**The task**
From the listing below, pick out each line with the word "components".

::::::::

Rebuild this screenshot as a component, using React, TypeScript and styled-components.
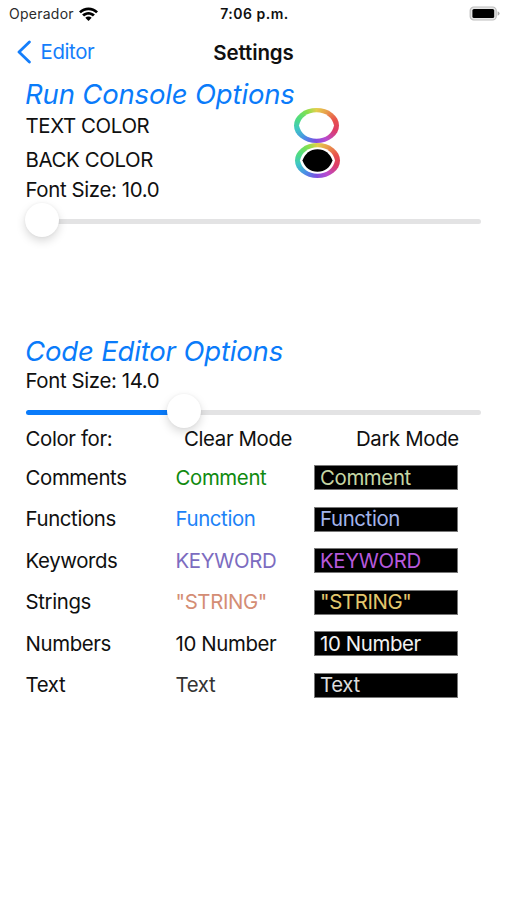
import React from "react";
import styled, { createGlobalStyle } from "styled-components";

const Global = createGlobalStyle`
  * { box-sizing: border-box; }
  html, body { margin: 0; background: #fff; }
  body { font-family: Inter, "Liberation Sans", sans-serif; color: #101010; }
`;

const Screen = styled.div`
  width: 507px;
  height: 900px;
  overflow: hidden;
  background: #fff;
`;

const StatusBar = styled.header`
  display: grid;
  grid-template-columns: 1fr auto 1fr;
  align-items: center;
  height: 27px;
  padding: 0 7px 0 9px;
  font-size: 14px;
`;

const Carrier = styled.div`
  display: flex;
  align-items: center;
  gap: 5px;
  letter-spacing: 0.25px;
  color: #2b2b2b;
`;

const Clock = styled.div`
  font-weight: 600;
  letter-spacing: 0.5px;
`;

const BatterySlot = styled.div`
  display: flex;
  justify-content: flex-end;
`;

const NavBar = styled.nav`
  display: grid;
  grid-template-columns: 1fr auto 1fr;
  align-items: center;
  height: 50px;
  padding: 0 17px;
`;

const BackLink = styled.div`
  display: flex;
  align-items: center;
  gap: 10px;
  color: #147efb;
  font-size: 20px;
`;

const NavTitle = styled.div`
  font-size: 20.5px;
  font-weight: 600;
  letter-spacing: -0.1px;
`;

const Content = styled.main`
  padding: 0 26px;
`;

const Line = styled.div<{ $h: number }>`
  display: flex;
  align-items: center;
  height: ${(p) => p.$h}px;
`;

const Heading = styled.h2`
  margin: 0 0 0 -1px;
  height: 34px;
  line-height: 34px;
  font-size: 27.5px;
  font-style: italic;
  font-weight: 400;
  letter-spacing: -0.17px;
  color: #0a7bfa;
  white-space: nowrap;
`;

const Label = styled.span`
  margin-left: -0.5px;
  font-size: 20.4px;
  line-height: 24px;
  letter-spacing: -0.37px;
  white-space: nowrap;
`;

const WellLabel = styled.div<{ $w: number }>`
  width: ${(p) => p.$w}px;
`;

const Well = styled.div`
  flex: none;
  display: flex;
  width: 45px;
  height: 35px;
  border-radius: 50%;
  background: conic-gradient(
    #e3cf4c, #e8a04c 35deg, #e8504c 75deg, #dd3c68 105deg, #b94bd0 145deg,
    #7a4fe0 185deg, #4a8ee6 225deg, #3fc8c4 260deg, #4fdc80 290deg,
    #86e04e 325deg, #e3cf4c 360deg
  );
`;

const SliderRow = styled.div<{ $h: number }>`
  display: flex;
  align-items: center;
  height: ${(p) => p.$h}px;
`;

const Track = styled.div<{ $value: number }>`
  flex: none;
  display: flex;
  align-items: center;
  width: 455px;
  height: 5px;
  border-radius: 3px;
  background: linear-gradient(
    to right,
    #0a7bfa ${(p) => p.$value}px,
    #e3e3e4 ${(p) => p.$value}px
  );
`;

const Thumb = styled.div<{ $x: number }>`
  flex: none;
  width: 34px;
  height: 34px;
  margin: -3px 0 0 ${(p) => p.$x}px;
  border-radius: 50%;
  background: #fff;
  box-shadow: 0 4px 10px rgba(0, 0, 0, 0.15), 0 0 3px rgba(0, 0, 0, 0.05);
`;

const Gap = styled.div`
  height: 91px;
`;

const TableHead = styled.div`
  display: grid;
  grid-template-columns: 158.5px 172px 1fr;
  align-items: center;
  height: 24px;
  margin: -4px 0 6px;
`;

const Row = styled.div`
  display: grid;
  grid-template-columns: 150px 137.5px 144.5px;
  align-items: center;
  height: 41.5px;
`;

const Sample = styled(Label)<{ $color: string }>`
  color: ${(p) => p.$color};
`;

const DarkCell = styled.div`
  display: flex;
  align-items: center;
  height: 25px;
  padding-left: 6px;
  border: 1px solid #777;
  background: #000;
`;

const WifiIcon = () => (
  <svg width="19" height="14" viewBox="0 0 19 14" fill="#000">
    <path d="M0 4.4C5.2-.9 13.8-.9 19 4.4L17.1 6.3C12.9 2.2 6.1 2.2 1.9 6.3Z" />
    <path d="M3.1 7.5C6.7 4 12.3 4 15.9 7.5L13.9 9.5C11.4 7.1 7.6 7.1 5.1 9.5Z" />
    <path d="M6.3 10.7C8.1 9.1 10.9 9.1 12.7 10.7L9.5 13.9Z" />
  </svg>
);

const BatteryIcon = () => (
  <svg width="31" height="15" viewBox="0 0 31 15">
    <rect x="1.2" y="1" width="26" height="13" rx="3.6" fill="#e6e6e6" stroke="#bdbdbd" strokeWidth="1.2" />
    <rect x="3.4" y="3" width="21.8" height="9" rx="1.6" fill="#000" />
    <path d="M28.6 5.2Q30.6 6 30.6 7.5Q30.6 9 28.6 9.8Z" fill="#aaa" />
  </svg>
);

const BackChevron = () => (
  <svg width="14" height="24" viewBox="0 0 14 24" fill="none" stroke="#147efb" strokeWidth="2.8" strokeLinecap="round" strokeLinejoin="round">
    <path d="M12.4 2L2 12L12.4 22" />
  </svg>
);

const ColorWell = ({ fill }: { fill: string }) => (
  <Well>
    <svg width="45" height="35" viewBox="0 0 45 35">
      <path d="M5 17.5C6.5 9.5 13.5 4.2 22.5 4.2S38.5 9.5 40 17.5C38.5 25.5 31.5 30.8 22.5 30.8S6.5 25.5 5 17.5Z" fill="#fff" />
      <path d="M7.5 17.5C10 10.5 15 6.2 22.5 6.2S35 10.5 37.5 17.5C35 24.5 30 28.8 22.5 28.8S10 24.5 7.5 17.5Z" fill={fill} />
    </svg>
  </Well>
);

const rows = [
  { name: "Comments", text: "Comment", clear: "#108a10", dark: "#c5d6a5" },
  { name: "Functions", text: "Function", clear: "#1c82f7", dark: "#a3b5ec" },
  { name: "Keywords", text: "KEYWORD", clear: "#7c6cc0", dark: "#b659dc" },
  { name: "Strings", text: '"STRING"', clear: "#d48d74", dark: "#e3c76c" },
  { name: "Numbers", text: "10 Number", clear: "#101010", dark: "#f2f2f2" },
  { name: "Text", text: "Text", clear: "#333333", dark: "#dcdcdc" },
];

export default function App() {
  return (
    <>
      <Global />
      <Screen>
        <StatusBar>
          <Carrier>Operador <WifiIcon /></Carrier>
          <Clock>7:06 p.m.</Clock>
          <BatterySlot><BatteryIcon /></BatterySlot>
        </StatusBar>
        <NavBar>
          <BackLink><BackChevron /><Label>Editor</Label></BackLink>
          <NavTitle>Settings</NavTitle>
        </NavBar>
        <Content>
          <Heading>Run Console Options</Heading>
          <Line $h={29}>
            <WellLabel $w={268}><Label>TEXT COLOR</Label></WellLabel>
            <ColorWell fill="#fff" />
          </Line>
          <Line $h={40}>
            <WellLabel $w={269}><Label>BACK COLOR</Label></WellLabel>
            <ColorWell fill="#000" />
          </Line>
          <Line $h={20}><Label>Font Size: 10.0</Label></Line>
          <SliderRow $h={43}>
            <Track $value={0}><Thumb $x={-1} /></Track>
          </SliderRow>
          <Gap />
          <Heading>Code Editor Options</Heading>
          <Line $h={25}><Label>Font Size: 14.0</Label></Line>
          <SliderRow $h={38}>
            <Track $value={157}><Thumb $x={141} /></Track>
          </SliderRow>
          <TableHead>
            <Label>Color for:</Label>
            <Label>Clear Mode</Label>
            <Label>Dark Mode</Label>
          </TableHead>
          {rows.map((r) => (
            <Row key={r.name}>
              <Label>{r.name}</Label>
              <Sample $color={r.clear}>{r.text}</Sample>
              <DarkCell><Sample $color={r.dark}>{r.text}</Sample></DarkCell>
            </Row>
          ))}
        </Content>
      </Screen>
    </>
  );
}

::::::::

**The output**
Rebuild this screenshot as a component, using React, TypeScript and styled-components.
import styled, { createGlobalStyle } from "styled-components";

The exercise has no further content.